Il fattore emotivo

Partecipare ad una competizione sportiva. Investendo una somma di denaro, con la quale è possibile acquistare una Ferrari. Per avere la probabilità d’alzare una coppa, in simil metallo.
Perché?

Ci deve essere una ragione che trascende l’aspetto economico. Un imprenditore partecipa ad un business, per trarne profitto. Quali sono le ragioni che lo spingono ad abdicare a questa possibilità, investendo in una disciplina come il calcio a cinque, anche femminile.

Probabilmente per la medesima spinta, che spinge un emiro a comprarsi la terza McLaren e la quarta Lamborghini. Il riflesso emotivo. L’acquisto di una macchina di lusso, di un prototipo ma anche di un enorme yacht, rappresenta qualcosa che trascende il valore reale. Sono le condizioni emotive a generare un tale acquisto, ad essere importanti.

Accade qualcosa di simile, anche nel calcio a cinque, femminile. Legislativamente impossibilitato a generare valore dalla cessione dei cartellini, condizionato da una fiscalità propria dei dilettanti. A meno di perseguire pratiche delinquenziali è impossibile generare un guadagno.

Campionato a dodici squadre. La Serie A italiana di futsal femminile, non genera significativi incassi al botteghino, contribuisce finanziariamente alla messa in onda delle sue partite, non ha un mercato per il suo merchandise che tra l’altro non commercializza.

Paga per avere qualcuno che parli del movimento. Numeri alla mano, per ricevere del denaro sul web attraverso la pubblicità passiva ad esempio di Google, sono necessari 50mila accessi al mese. Gli spazi più noti non ne raggiungono i mille, unici.

Quando qualcuno, appena arrivato sulla scena, spesso si lancia in dichiarazioni quali: “il futsal femminile è in espansione”, si tratta in realtà di un eco di parole consunte, già ascoltate. Non accadeva allora, non accade oggi.

Per un termine di paragone, nel 2019, la NWSL ha generato una media di 7, 337 spettatori. In una nazione, gli Stati Uniti, nei quali il calcio femminile ha un appassionato seguito quasi religioso.

In un calcio maschile professionistico che s’affanna a trovare nuovi spettatori, che fatica a generare valore aggiunto ad un prodotto planetario, rilasciare certe affermazioni per il futsal, dovrebbe essere qualcosa d’espresso analizzando i dati, non i sentimenti.
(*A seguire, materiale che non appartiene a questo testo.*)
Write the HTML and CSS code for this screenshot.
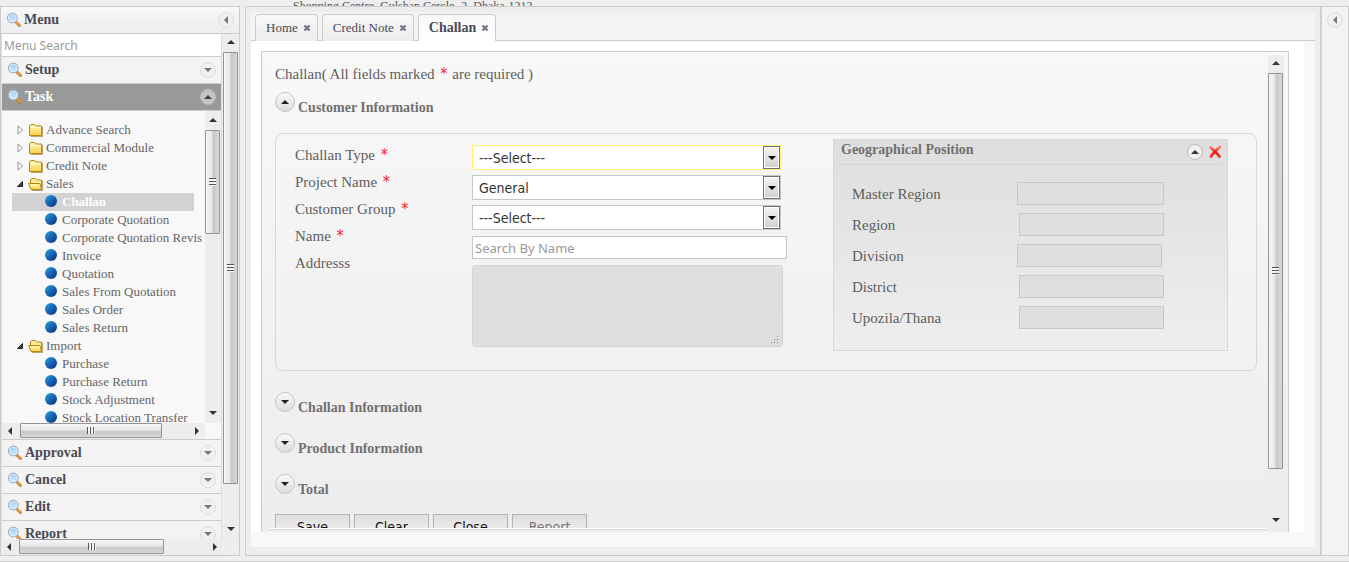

La risposta alla questione iniziale: perché un imprenditore investe nel futsal anche femminile, credo sia proprio nel titolo. Cede al richiamo emotivo, della vittoria, del plauso anche se solo di un pubblico limitato. 

Gloria effimera, quasi misconosciuta, ma pur sempre gloria. Non luminosa però, come si crede prima d’averla raggiunta. Tanto da indurre presidenti di successo, imprenditori affermarti, a cercare presto nuovi lidi, altri sport.

Con un pubblico maggiore, una risonanza nazionale e internazionale maggiore, capaci quindi di restituire una onda emotiva decisamente superiore, all’esperienza precedente. Investendo se necessario, perfino somme di denaro, più ingenti.

In uno sport competitivo, vince uno. Il compiacimento emotivo spetta ad uno solo. “This school is about combat, there is no point for second place”, perché la citazione cinematografica è necessaria, sempre.

Non c’è gloria nell’arrivare secondi, perché quando qualcuno “t’alza la coppa in faccia”, ci sono centinaia di migliaia di euro gettati al vento per ottenere una delusione sportiva che si poteva anche ottenere gratis o quasi.

Non c’è differenza tra arrivare secondi in campionato oppure fermarsi al nono posto. Se non l’enorme divario nell’investimento economico. Tutti e due non hanno vinto, nulla. L’albo d’oro del futsal riporta il nome dei vincitori, solo quello.

La crescita di un movimento sportivo non è una questione emotiva, ma organizzativa e manageriale. Costruita sulle fondamenta, spesso scomode della realtà di uno sport. Quella dura da ascoltare, da comprendere per poi accettarla.